Wednesday, July 27, 2011

Shape Shifting: Facing Fantasy in Miranda July’s No One Belongs Here More Than You


In Miranda July’s collection of short stories, No One Belongs Here More Than You, July’s protagonists live, almost always unsuccessfully, in imagined worlds that not only bleed into, but define, the social and personal interactions of their everyday lives. The result is a compelling, intimate, and experimental work that, much like a carnival’s room of funhouse mirrors, simultaneously entertains and mystifies the reader by both shape-shifting reality and reflecting a strange, distorted fantasy world in its place.

In each of her stories, July first exposes the fantasy worlds that the characters create. For instance, in “Mon Plaisir,” a female narrator introduces herself and her husband by depicting the imagined nature of their seemingly happy marriage.

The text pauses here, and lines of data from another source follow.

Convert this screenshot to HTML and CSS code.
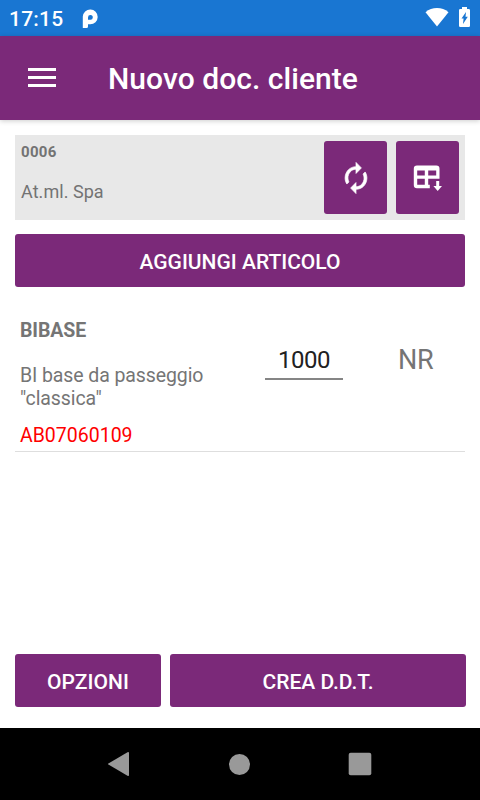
FILE: index.html
```html
<!DOCTYPE html>
<html lang="it">
<head>
<meta charset="utf-8">
<title>Nuovo doc. cliente</title>
<link rel="stylesheet" href="styles.css">
</head>
<body>
<div class="screen">
  <div class="status">
    <span class="clock">17:15</span>
    <svg class="p-logo" width="16" height="20" viewBox="0 0 16 20"><path fill="#fff" fill-rule="evenodd" d="M.800 19V7.500a7.450 7.450 0 1 1 7.500 7.800H6V17.500Q6 19 4.500 19ZM6 10.800H8.200a2.400 2.400 0 1 0-2.200-2.400Z"/></svg>
    <svg class="wifi" width="24" height="19" viewBox="0 0 24 19"><path fill="#fff" d="M12 18.500.500 4.200Q5.500 0 12 0T23.500 4.200Z"/></svg>
    <svg class="battery" width="11" height="20" viewBox="0 0 11 20"><path fill="#fff" fill-rule="evenodd" d="M3 0H8V2H9.700Q11 2 11 3.300V18.700Q11 20 9.700 20H1.300Q0 20 0 18.700V3.300Q0 2 1.300 2H3ZM7 5 2.500 11.500H4.600L4 17 8.800 9.700H6.500Z"/></svg>
  </div>
  <header class="appbar">
    <div class="menu"><i></i><i></i><i></i></div>
    <h1>Nuovo doc. cliente</h1>
  </header>
  <main class="content">
    <section class="customer">
      <div class="customer-info">
        <div class="code">0006</div>
        <div class="name">At.ml. Spa</div>
      </div>
      <button class="btn icon-btn" aria-label="Aggiorna">
        <svg width="34" height="34" viewBox="0 0 24 24"><path fill="#fff" stroke="#fff" stroke-width=".5" d="M12 5.800v3l3.800-3.900L12 1v3c-4.420 0-7.700 3.580-7.700 8 0 1.570.460 3.030 1.240 4.260L7 14.800c-.450-.830-.700-1.790-.700-2.800 0-3.310 2.390-6.200 5.700-6.200zm6.460 1.940L17 9.200c.440.840.700 1.790.700 2.800 0 3.310-2.390 6.200-5.700 6.200v-3l-3.800 3.900L12 23v-3c4.420 0 7.700-3.580 7.700-8 0-1.570-.460-3.030-1.240-4.260z"/></svg>
      </button>
      <button class="btn icon-btn" aria-label="Inserisci">
        <svg width="30" height="28" viewBox="0 0 30 28"><path fill="#fff" fill-rule="evenodd" d="M4 1.500H23.300Q26.500 1.500 26.500 4.700V14.800H15.200V20.800H16.800V24.200H4Q.800 24.200.800 21V4.700Q.800 1.500 4 1.500ZM4.200 6.500V11.500H11.800V6.500ZM15.200 6.500V11.500H23.200V6.500ZM4.200 14.800V20.800H11.800V14.800ZM23.200 17H26.200V22H29L24.700 27 20.400 22H23.200Z"/></svg>
      </button>
    </section>
    <button class="btn add">AGGIUNGI ARTICOLO</button>
    <section class="item">
      <div class="item-info">
        <div class="item-code">BIBASE</div>
        <div class="item-desc">BI base da passeggio<br>"classica"</div>
        <div class="item-lot">AB07060109</div>
      </div>
      <div class="qty">1000</div>
      <div class="unit">NR</div>
    </section>
    <div class="actions">
      <button class="btn options">OPZIONI</button>
      <button class="btn create">CREA D.D.T.</button>
    </div>
  </main>
  <nav class="navbar">
    <svg width="24" height="26" viewBox="0 0 24 26"><path fill="#999" d="M1.400 12.400 20.500 1.200Q22 .500 22 2V24Q22 25.500 20.500 24.800L1.400 13.600Q.500 13 1.400 12.400Z"/></svg>
    <svg width="22" height="22" viewBox="0 0 22 22"><circle cx="10.500" cy="11.500" r="10.500" fill="#999"/></svg>
    <svg width="24" height="24" viewBox="0 0 24 24"><rect x=".700" y=".700" width="22.600" height="22.600" rx="2" fill="#999"/></svg>
  </nav>
</div>
</body>
</html>
```
FILE: styles.css
```css
* { box-sizing: border-box; }
body { margin: 0; font-family: Roboto, sans-serif; background: #fff; }
.screen { width: 480px; height: 800px; display: flex; flex-direction: column; overflow: hidden; }
.status { height: 36px; flex: none; background: #1976d2; display: flex; align-items: flex-start; padding: 0 10px 0 9px; }
.clock { color: #fff; font-size: 21px; font-weight: 500; line-height: 38px; width: 73px; letter-spacing: .2px; white-space: nowrap; }
.p-logo { margin-top: 9px; }
.wifi { margin: 8px 10px 0 auto; }
.battery { margin-top: 7px; }
.appbar { height: 84px; flex: none; background: #7b2979; display: flex; align-items: center; padding: 0 28px; box-shadow: 0 1px 5px rgba(0, 0, 0, .2); }
.menu { width: 28px; height: 19px; display: flex; flex-direction: column; justify-content: space-between; margin: -1px 52px 0 0; }
.menu i { height: 3px; background: #fff; }
h1 { margin: 2px 0 0; color: #fff; font-size: 30px; font-weight: 500; line-height: 36px; letter-spacing: .05px; white-space: nowrap; }
.content { flex: 1; min-height: 0; display: flex; flex-direction: column; padding: 15px 14px 21px 15px; }
.customer { width: 450px; height: 85px; flex: none; background: #e8e8e8; display: flex; gap: 9px; padding: 6px; color: #737373; }
.customer-info { flex: 1; }
.code { font-size: 15px; font-weight: 700; line-height: 18px; margin-top: 2px; letter-spacing: .3px; }
.name { font-size: 18px; line-height: 22px; margin-top: 20px; letter-spacing: .05px; }
.btn { border: 0; border-radius: 3px; background: #7b2979; color: #fff; font: 500 21px/25px Roboto, sans-serif; height: 53px; padding: 4px 0 0; white-space: nowrap; }
.icon-btn { width: 63px; height: 73px; display: flex; align-items: center; justify-content: center; padding: 0; }
.add { width: 450px; margin-top: 14px; flex: none; }
.item { width: 450px; height: 165px; flex: none; display: flex; border-bottom: 1px solid #dedede; color: #757575; }
.item-info { width: 250px; padding: 32px 0 0 5px; font-size: 19.5px; line-height: 23px; }
.item-code { font-weight: 700; letter-spacing: -.1px; }
.item-desc { margin-top: 22px; letter-spacing: -.1px; }
.item-lot { margin-top: 14px; color: #f00; }
.qty { width: 78px; height: 93px; padding-top: 58px; border-bottom: 2px solid #858585; color: #212121; font-size: 24px; line-height: 30px; text-align: center; letter-spacing: -.5px; }
.unit { margin-left: 55px; padding-top: 57px; font-size: 27px; line-height: 33px; letter-spacing: -.2px; }
.actions { display: flex; gap: 9px; margin-top: auto; }
.options { width: 146px; letter-spacing: .1px; }
.create { width: 296px; }
.navbar { height: 72px; flex: none; background: #000; display: flex; align-items: center; justify-content: space-between; padding: 0 108px 0 107px; }
```
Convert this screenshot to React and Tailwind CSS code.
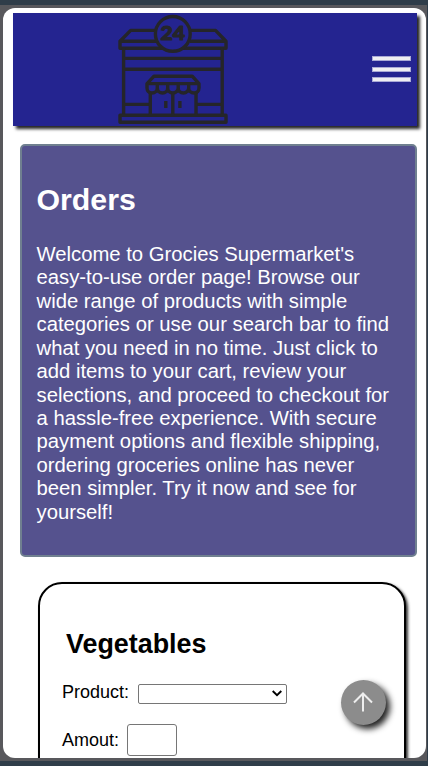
function StoreLogo() {
  return (
    <svg className="h-[112px] w-[125px] shrink-0" viewBox="0 8 125 112" fill="none" stroke="#252529" strokeWidth="3.4" strokeLinejoin="round">
      <path d="M45 25.4H20.7L10 36.3V43.2H116V36.3L105.5 25.4H80M10 36.3H46M80 36.3H116" />
      <path d="M13.6 43V110M112.2 43V110M14 53.4H112M14 64.3H112" />
      <path d="M14 99.4H40M86 99.4H112M10 110.3H116V117.2H10Z" />
      <path d="M37 78.6L44 71.2H82.2L89 78.6H37V83C37 85.6 39 88 42 88S47.3 85.6 47.3 83V79M47.3 83C47.3 85.6 49.6 88 52.5 88S57.7 85.6 57.7 83V79M57.7 83C57.7 85.6 60 88 62.9 88S68.2 85.6 68.2 83V79M68.2 83C68.2 85.6 70.5 88 73.4 88S78.7 85.6 78.7 83V79M78.7 83C78.7 85.6 81 88 84 88S89 85.6 89 83V78.6" />
      <path d="M40.3 88V110M86 88V110M62.8 88V110M55.8 96V103M69.9 96V103" />
      <circle cx="62.8" cy="28.9" r="17.4" fill="#242490" />
      <text x="62.8" y="35.4" textAnchor="middle" textLength="24.5" lengthAdjust="spacingAndGlyphs" fontSize="19.8" fontWeight="900" stroke="#252529" strokeWidth="1.1" fill="#252529" className="font-['Lato',sans-serif]">24</text>
    </svg>
  );
}

function Header() {
  return (
    <header className="flex h-[112.5px] w-[404px] shrink-0 items-start justify-between bg-[#242490] pl-[97px] pr-[6px] shadow-[3px_3px_3px_#252525]">
      <StoreLogo />
      <button aria-label="Menu" className="mt-[43px] flex flex-col gap-[5.5px]">
        <span className="block h-[5px] w-[39px] border border-[#a9a9d5] bg-[#eeeef2]" />
        <span className="block h-[5px] w-[39px] border border-[#a9a9d5] bg-[#eeeef2]" />
        <span className="block h-[5px] w-[39px] border border-[#a9a9d5] bg-[#eeeef2]" />
      </button>
    </header>
  );
}

export default function App() {
  return (
    <div className="h-[766px] w-[428px] overflow-hidden bg-[#2f3d49] pb-[5px] pt-[5px] font-['Liberation_Sans',Arial,sans-serif]">
      <div className="h-[756px] w-[427px] bg-[#58585c] pl-[3px] pt-[3px]">
        <div className="relative flex h-[750px] w-[422.5px] flex-col overflow-hidden rounded-[12px] bg-white pl-[10px] pt-[5px]">
          <Header />
          <section className="ml-[7px] mt-[18.5px] h-[413px] w-[397px] shrink-0 rounded-[5px] border-2 border-[#708090] bg-[#55528e] px-[14.5px] text-white">
            <h1 className="mt-[36px] text-[30.3px] font-bold leading-[35px]">Orders</h1>
            <p className="mt-[25.8px] whitespace-nowrap text-[20.28px] leading-[23.45px]">
              Welcome to Grocies Supermarket's<br />
              easy-to-use order page! Browse our<br />
              wide range of products with simple<br />
              categories or use our search bar to find<br />
              what you need in no time. Just click to<br />
              add items to your cart, review your<br />
              selections, and proceed to checkout for<br />
              a hassle-free experience. With secure<br />
              payment options and flexible shipping,<br />
              ordering groceries online has never<br />
              been simpler. Try it now and see for<br />
              yourself!
            </p>
          </section>
          <section className="ml-[25px] mt-[25px] h-[300px] w-[368px] shrink-0 rounded-[24px] border-2 border-black bg-white pl-[22px] text-black shadow-[2px_2px_3px_#333]">
            <h2 className="ml-[4px] mt-[44px] text-[26.9px] font-bold leading-[32px]">Vegetables</h2>
            <div className="mt-[22px] flex h-[21px] items-center gap-[9px]">
              <label className="text-[18px] leading-[21px]">Product:</label>
              <div className="mt-[2px] flex h-[20px] w-[149px] items-center justify-end rounded-[2px] border border-[#767676] bg-white pr-[4px]">
                <svg className="h-[7px] w-[10px]" viewBox="0 0 10 7" fill="none" stroke="#000" strokeWidth="1.9">
                  <path d="M.7 1L5 5.2L9.3 1" />
                </svg>
              </div>
            </div>
            <div className="mt-[21px] flex h-[32px] items-center gap-[8px]">
              <label className="pt-[1px] text-[18px] leading-[21px]">Amout:</label>
              <input aria-label="Amount" className="h-[32px] w-[50px] rounded-[3px] border border-[#767676] bg-white" />
            </div>
          </section>
          <button aria-label="Back to top" className="absolute left-[337.5px] top-[671.5px] flex h-[45px] w-[45px] items-center justify-center rounded-full bg-[#8c8c8c] shadow-[4px_4px_6px_#222]">
            <svg className="h-[20px] w-[20px]" viewBox="0 0 20 20" fill="none" stroke="#eeeeee" strokeWidth="2">
              <path d="M10 19.5V1.5M1 10.5L10 1.5L19 10.5" />
            </svg>
          </button>
        </div>
      </div>
    </div>
  );
}
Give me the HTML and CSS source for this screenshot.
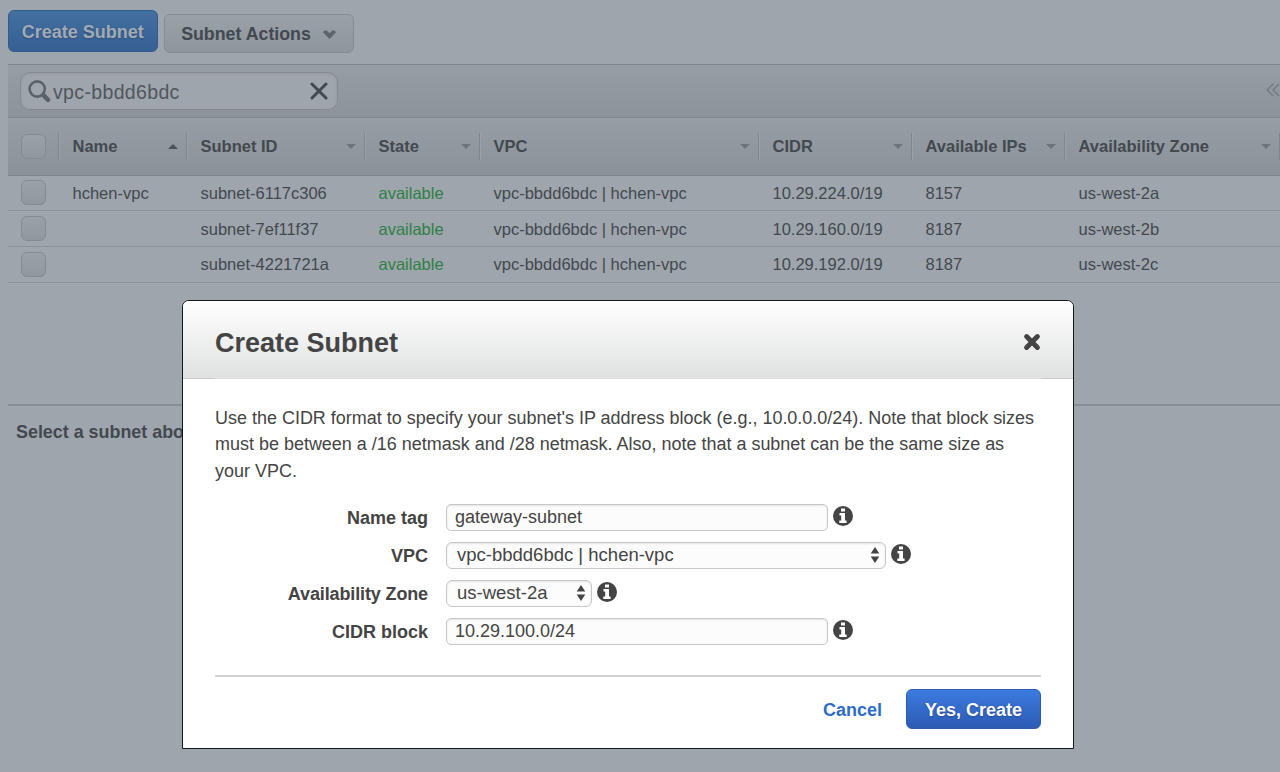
FILE: index.html
```
<!DOCTYPE html>
<html lang="en">
<head>
<meta charset="utf-8">
<title>Subnets</title>
<link rel="stylesheet" href="styles.css">
</head>
<body>
<svg class="defs" width="0" height="0" aria-hidden="true">
  <symbol id="info" viewBox="0 0 20 20"><circle cx="10" cy="10" r="10" fill="#444"/><path d="M8 2.6h4v3H8zM6.5 7H12v7.4h1.6v2.6H6.3v-2.6h1.9V9.6H6.5z" fill="#fff"/></symbol>
  <symbol id="updown" viewBox="0 0 10 16"><path d="M5 0l4.3 6.6H.7zM5 16l4.3-6.6H.7z" fill="#444"/></symbol>
</svg>
<main class="console">
  <div class="actions">
    <button class="btn primary-dim"><span>Create Subnet</span></button>
    <button class="btn dropdown"><span>Subnet Actions</span>
      <svg width="13" height="9" viewBox="0 0 13 9"><path d="M0 2.2Q2-.9 4 .8l2.5 2.4L9 .8q2-1.7 4 1.4L6.5 9z" fill="#5d646a"/></svg>
    </button>
  </div>
  <div class="toolbar">
    <div class="search">
      <svg width="23" height="23" viewBox="0 0 23 23" fill="none" stroke="#5b6268"><circle cx="9.2" cy="9" r="7.6" stroke-width="2.6"/><path d="M15.4 15.2l4.6 4.6" stroke-width="4.5" stroke-linecap="round"/></svg>
      <span class="term">vpc-bbdd6bdc</span>
      <svg class="clear" width="18" height="18" viewBox="0 0 18 18"><path d="M2 2l14 14M16 2L2 16" stroke="#42494f" stroke-width="3" stroke-linecap="round"/></svg>
    </div>
    <svg class="pager" width="14" height="14" viewBox="0 0 14 14" fill="none" stroke="#737a80" stroke-width="1.4"><path d="M7.2 1l-6 6 6 6M13 1L7 7l6 6"/></svg>
  </div>
  <div class="row head">
    <span class="pick"><i class="box"></i></span>
    <span class="th"><b>Name</b><i class="arrow up"></i></span>
    <span class="th"><b>Subnet ID</b><i class="arrow"></i></span>
    <span class="th"><b>State</b><i class="arrow"></i></span>
    <span class="th"><b>VPC</b><i class="arrow"></i></span>
    <span class="th"><b>CIDR</b><i class="arrow"></i></span>
    <span class="th"><b>Available IPs</b><i class="arrow"></i></span>
    <span class="th"><b>Availability Zone</b><i class="arrow"></i></span>
    <span class="th"></span>
  </div>
  <div class="row"><span class="pick"><i class="box"></i></span><span>hchen-vpc</span><span>subnet-6117c306</span><span class="ok">available</span><span>vpc-bbdd6bdc | hchen-vpc</span><span>10.29.224.0/19</span><span>8157</span><span>us-west-2a</span></div>
  <div class="row"><span class="pick"><i class="box"></i></span><span></span><span>subnet-7ef11f37</span><span class="ok">available</span><span>vpc-bbdd6bdc | hchen-vpc</span><span>10.29.160.0/19</span><span>8187</span><span>us-west-2b</span></div>
  <div class="row"><span class="pick"><i class="box"></i></span><span></span><span>subnet-4221721a</span><span class="ok">available</span><span>vpc-bbdd6bdc | hchen-vpc</span><span>10.29.192.0/19</span><span>8187</span><span>us-west-2c</span></div>
  <div class="detail">Select a subnet abo</div>
</main>
<section class="dialog" role="dialog">
  <header class="dialog-head">
    <h1>Create Subnet</h1>
    <svg width="18" height="18" viewBox="0 0 18 18"><path d="M3.6 3.6l10.8 10.8M14.4 3.6L3.6 14.4" stroke="#444" stroke-width="5" stroke-linecap="round"/></svg>
  </header>
  <div class="dialog-body">
    <p class="intro">Use the CIDR format to specify your subnet's IP address block (e.g., 10.0.0.0/24). Note that block sizes<br>must be between a /16 netmask and /28 netmask. Also, note that a subnet can be the same size as<br>your VPC.</p>
    <div class="form">
      <label>Name tag</label><div class="control"><span class="field">gateway-subnet</span><svg class="info"><use href="#info"/></svg></div>
      <label>VPC</label><div class="control"><span class="field select wide"><span>vpc-bbdd6bdc | hchen-vpc</span><svg class="updown"><use href="#updown"/></svg></span><svg class="info"><use href="#info"/></svg></div>
      <label class="tight">Availability Zone</label><div class="control"><span class="field select narrow"><span>us-west-2a</span><svg class="updown"><use href="#updown"/></svg></span><svg class="info"><use href="#info"/></svg></div>
      <label>CIDR block</label><div class="control"><span class="field">10.29.100.0/24</span><svg class="info"><use href="#info"/></svg></div>
    </div>
    <footer><a class="cancel">Cancel</a><button class="submit">Yes, Create</button></footer>
  </div>
</section>
</body>
</html>
```
FILE: styles.css
```
* { box-sizing: border-box; }
body {
  margin: 0; width: 1280px; height: 772px; overflow: hidden; position: relative;
  background: #9fa5ac; color: #42494f;
  font-family: "Liberation Sans", Arial, sans-serif; font-size: 16.5px;
}
.defs { display: none; }
svg { flex: none; }
.console { padding-left: 8px; height: 772px; display: flex; flex-direction: column; }
.actions { height: 64px; padding-top: 10px; display: flex; gap: 7px; flex: none; }
.btn {
  display: flex; align-items: center; justify-content: center; padding: 2px 0 0;
  font: bold 18px "Liberation Sans", Arial, sans-serif; white-space: nowrap;
}
.primary-dim {
  width: 149.5px; height: 42px; color: #a2aab3; border: 1.5px solid #315c90; border-radius: 6px;
  background: linear-gradient(#42709f, #375f95); text-shadow: 0 1px 2px #2d4f7b;
}
.dropdown {
  width: 190px; height: 39px; margin: 4px 0 0 -1px; gap: 12px; color: #42494f; font-size: 17.8px;
  border: 1px solid #858b92; border-radius: 6px; background: linear-gradient(#9ba1a8, #8f959c);
}
.toolbar {
  height: 54px; flex: none; display: flex; align-items: center; justify-content: space-between;
  padding-left: 12px; border-top: 1px solid #80868d; border-bottom: 1px solid #80868d;
  background: linear-gradient(#979da4, #8d939a);
}
.search {
  width: 318px; height: 38px; display: flex; align-items: center; padding: 0 9px 0 7px;
  border: 1.5px solid #858b91; border-radius: 10px; background: #9fa5ac;
  box-shadow: inset 0 1px 3px #92989f;
}
.term { font-size: 19.5px; letter-spacing: .35px; margin-left: 2px; flex: 1; color: #50575d; padding-top: 3px; }
.pager { margin-top: -3px; }
.row {
  display: grid; grid-template-columns: 50px 128px 178px 115px 279px 153px 153px 214.5px 1.5px;
  height: 35.7px; align-items: center; border-bottom: 1px solid #8c9299; flex: none; white-space: nowrap;
}
.row > span { padding: 1px 0 0 14.5px; }
.row > .pick { padding: 0 0 0 13px; }
.head { height: 57.5px; background: linear-gradient(#979da4, #8c9299); border-top: 1px solid #9ba1a8; border-bottom-color: #80868d; }
.head > .th {
  height: 27px; padding: 0 8px 0 13.5px; display: flex; align-items: center; justify-content: space-between;
  border-left: 1px solid #80868d; box-shadow: inset 1px 0 #9ba1a8;
}
.head > .th:last-child { padding: 0; }
.arrow { border: 5px solid transparent; border-top-color: #6d747a; border-bottom: 0; }
.arrow.up { border: 5px solid transparent; border-bottom-color: #4b5258; border-top: 0; }
.box {
  display: block; width: 25px; height: 25px; border: 1.5px solid #858b92; border-radius: 6px;
  background: linear-gradient(#9ba1a8, #91979e);
}
.ok { color: #2f7f47; }
.detail { margin-top: 121.5px; border-top: 2px solid #8a9097; padding: 15.5px 8px; font-weight: bold; font-size: 17.9px; line-height: 20px; white-space: nowrap; }

.dialog {
  position: absolute; left: 182px; top: 300px; width: 892px; height: 449px;
  border: 1.5px solid #15181b; border-radius: 7px 7px 0 0; background: #fff; color: #444; overflow: hidden;
}
.dialog-head {
  height: 78px; padding: 4px 32px 0; display: flex; align-items: center; justify-content: space-between;
  background:
    linear-gradient(#c9cbca, #c9cbca) left bottom / 32px 1px no-repeat,
    linear-gradient(#c9cbca, #c9cbca) right bottom / 32px 1px no-repeat,
    linear-gradient(#fff, #dfe1e0);
}
h1 { margin: 2px 0 0; font-size: 27px; line-height: 32px; }
.dialog-body { padding: 25.5px 32px 0; }
.intro { margin: 0; font-size: 17.98px; line-height: 26.7px; white-space: nowrap; }
.form {
  display: grid; grid-template-columns: 213px 1fr; column-gap: 18px; grid-auto-rows: 38.1px;
  align-items: center; margin-top: 13.5px; font-size: 18px;
}
.form label { font-weight: bold; text-align: right; font-size: 18px; padding-top: 2px; white-space: nowrap; }
.form .tight { letter-spacing: -.13px; }
.control { display: flex; align-items: center; gap: 5px; }
.info { width: 20px; height: 20px; margin-top: -3px; }
.field {
  width: 381.5px; height: 27px; padding: 1px 9px 0 8px; display: flex; align-items: center; justify-content: space-between;
  border: 1.5px solid #c7c7c7; border-radius: 5px; background: #fcfcfc; box-shadow: inset 0 1px 2px #e4e4e4; white-space: nowrap;
}
.select { padding: 0 5px 0 10px; border-radius: 6px; font-size: 18.5px; }
.wide { width: 439.5px; }
.narrow { width: 146px; }
.updown { width: 10px; height: 16px; }
footer {
  margin-top: 25px; border-top: 2px solid #d0d3d2; padding-top: 12px;
  display: flex; align-items: center; justify-content: flex-end; gap: 24px; font-weight: bold;
}
.cancel { color: #2f6cc8; font-size: 18px; padding-top: 2px; }
.submit {
  width: 135px; height: 40px; padding: 2px 0 0; border: 1px solid #2c5bb0; border-radius: 6px; color: #fff;
  background: linear-gradient(#3c7bdf, #2d5bb4); font: bold 18px "Liberation Sans", Arial, sans-serif;
  text-shadow: 0 1px 2px #244b94;
}
```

"We are not people who buy instant cocoa powder, we do not make small talk, we do not buy Hallmark cards or believe in Hallmark rituals such as Valentine’s Day or weddings. In general, we try to stay away from things that are MEANINGLESS, and we favor things that are MEANINGFUL. Our top three favorite meaningful things are: Buddhism, eating right, and the internal landscape."

Likewise, in “The Shared Patio,” a woman imagines her and her neighbor’s shared patio as a place where she can find her identity and connect with others. In the “The Swim Team,” a woman, writing to her ex-boyfriend, details the swimming lessons she gives to elderly townspeople by dipping their faces in small, water-filled Tupperware laid out on the kitchen floor. In “Majesty,” a woman fantasizes about seducing Prince William at a pub near his school. And in “I Kiss a Door,” the narrator dreams of being the proverbially perfect Eleanor, of having Eleanor’s “perfect” father as her own.

However, July shows through these stories that, when fantasy and reality do finally meet, it often occurs in a sort of reverse-epiphanic moment, in which the main characters realize that being extraordinary is a myth like any other. Hopes and wild aspirations are replaced with a gravity, a humbleness, that makes July’s narratives more than simply zany and clever; her true depth as a writer emerges organically from her own outlandish plots in the same way as through her characters’: the more vivid the fictional world is, the harder it comes crashing down.

In “Mon Plaisir,” this shift takes place when the husband and wife are forced to create and maintain marriage as background actors in a movie. They realize, in this scene, that, like the movie couple they have created, their romance is just as fictional.

“Here we were again, eating together in silence.... Carl looked up, we stared across the table at each other. It was plain between us: we should not be together any longer. And cut.”

Additionally, in “Majesty,” when the narrator realizes she will never really meet Prince William, July gives us a haunting description of what, as in all the stories, has become of the narrator’s fantasy world.

“This pain, this dying, this is just normal. This is how life is. In fact, I realize, there never was an earthquake. Life is just this way, broken, and I am crazy to hope for something else.”

In addition to being unable to escape their imagined worlds, the characters also fail to communicate with each other across the fictional or real borders they have created. The most haunting story of the collection, “The Person,” revolves around an unnamed person who believes there is “a place where every person this person has ever known is waiting to hug this person and bring her into the fold of life” -- a place the narrator finds out, eventually, is unattainable.

“This person mourns the fact that she has ruined her chance to be loved by everyone... the weight of this tragedy seems to bear down upon this person’s chest. And it is a comforting weight, almost human in heft.”

Yet, one of July’s more controversial stories, “The Sister,” while revealing how sexual desire is often defined more by time and place, age, and desperation, than by the fantasies that bring us to those points, simultaneously gives the reader a glimmer -- be it a distorted one -- of hope. In this story, the main character, an elderly man seeking an imaginary younger sexual partner, finds that the realness of his sexuality is more important than accessing it through this “imagined” girl. The poetry of the final scene, in which two older men embark on a sexual relationship, undermines the assumed cultural taboo of the moment and shows how people actually can find ways to connect across the arbitrary moral and ethical (see: fictional) borders we set for ourselves.

“We slept. It was the sleep of one hundred years. And when we woke, it was still night, and Victor reached across me and turned on the lamp. We were two old men. Everything seemed ordinary, even overly ordinary. There was a fly in the room and it buzzed in a way that told us nothing amazing had ever happened in this place.”

Through each of the stories in No one Belongs Here More than You, Miranda July exposes, most importantly, that one who lives in a world of imagination has a reason for escaping the real world. Her characters, in confronting their fears and fantasies -- whether willingly or unwillingly -- also find a purity, a painful joy, in the act of being human. Reality, July seems to be proclaiming again and again, is more evocative than any fantasy can hope to be. This, I believe, is what truly connects all the stories and characters: by facing reality, they face themselves.

1 comment:

  1. This is a really good write-up. Thank you.